Assam’s royal kingdom languishes for years, thanks to government apathy!



Decades of glory, gradual deterioration and a dark, doomed destiny – this is the tale of a royal abode, which had witnessed many splendid seasons in its heydays. Sadly, not anymore.

The historical Khaspur, capital of the 19th century Kachari kingdom (also known as Dimasa kingdom), which used to be a special attraction in southern Assam's Barak Valley, continues to languish in a state of helplessness over the years, apparently because of the government's apathy in resurrecting its exuberant days.

Located in Cachar district's Udharbond constituency, around 25km from Silchar, the tumbledown castles in Khaspur present a faint glimpse of the rich heritage, seemingly on the verge of fading into oblivion.

Historically, in 1706, the Kachari king – Tamradhaja (whose capital was in Maibong on the bank of the river Mahur, now in Dima Hasao district of Assam) fled to Khaspur after being invaded and defeated by Rudra Singha, who was considered one of the most powerful Ahom kings.

The Kachari rulers thereafter settled in Cachar with their court located in Khaspur. The kingdom was originally named as Hidimba kingdom in memory of the demoness "Hidimba", wife of Pandava Bhima, who was believed to have resided in the region.

The last Kachari king, Raja Gobind Chandra was assassinated by seditious people in 1830 soon after which the kingdom, in absence of natural heirs, was captured by the British. It is now under maintenance of the Archaeological Survey of India and the state government.

Suradarpa Narayan, one of the Kachari kings, had constructed palaces and temples in different parts of Khaspur some of which can be found in ruined state. The prominent attractions in the ruins are Singh Darwaza, Snan Mandir, Baradwari and Temple of Ranachandi.

The ruins of the historical palace along with adjacent Rani Chandrabha Hasnu Park, named after a Kachari queen, are full of weeds with rampant foliage all around.

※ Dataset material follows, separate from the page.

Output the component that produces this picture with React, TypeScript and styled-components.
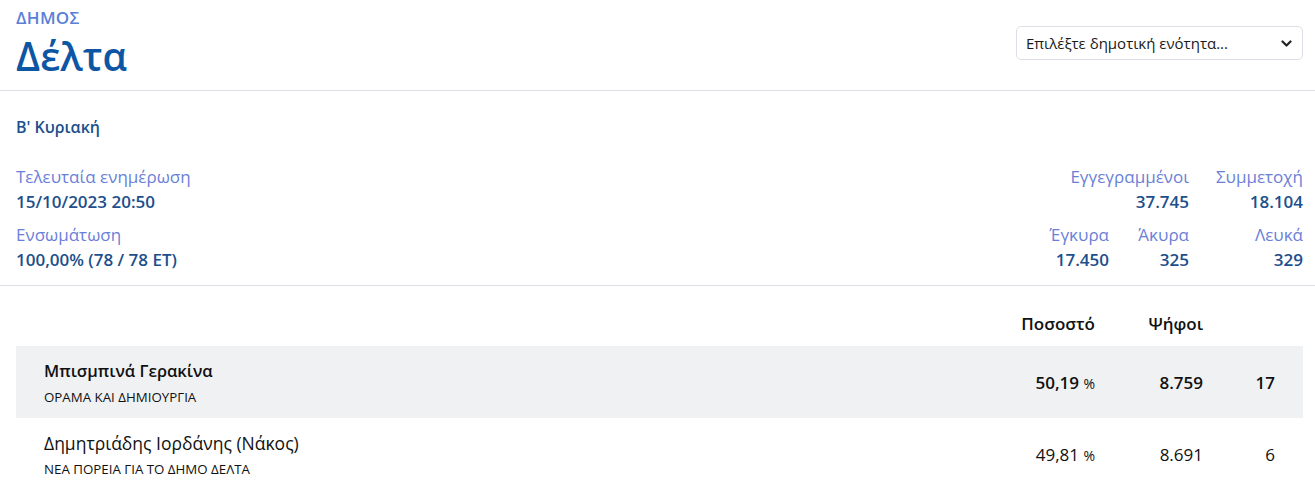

The Chandrabha Hasnu Park (named after a Kachari queen), which is a part of the palace attractions, has been lying dilapidated and is engulfed by unwanted flora.

Speaking to TNT – The Northeast Today, Babulal Bauri (62), a resident of Khaspur, said around 10-12 people, mostly couples, visit the place daily. The number of visitors increases on holidays and Sundays, he said.

He shared that due to lack of maintenance the condition of the historical place has substantially deteriorated over the years and that the number of visitors has decreased than the past. "The place could be an amusement spot for tourists. But no step has been taken for its development over the years," he said.

Another resident, Nilkanta Das (56) said the place becomes a haven for alcoholics after sundown. Young boys are often seen carousing on the fort premises at nights, he said.

"The area of the palace is huge and is not monitored by anyone as such, which also makes it a suitable place for other enjoyments," he said.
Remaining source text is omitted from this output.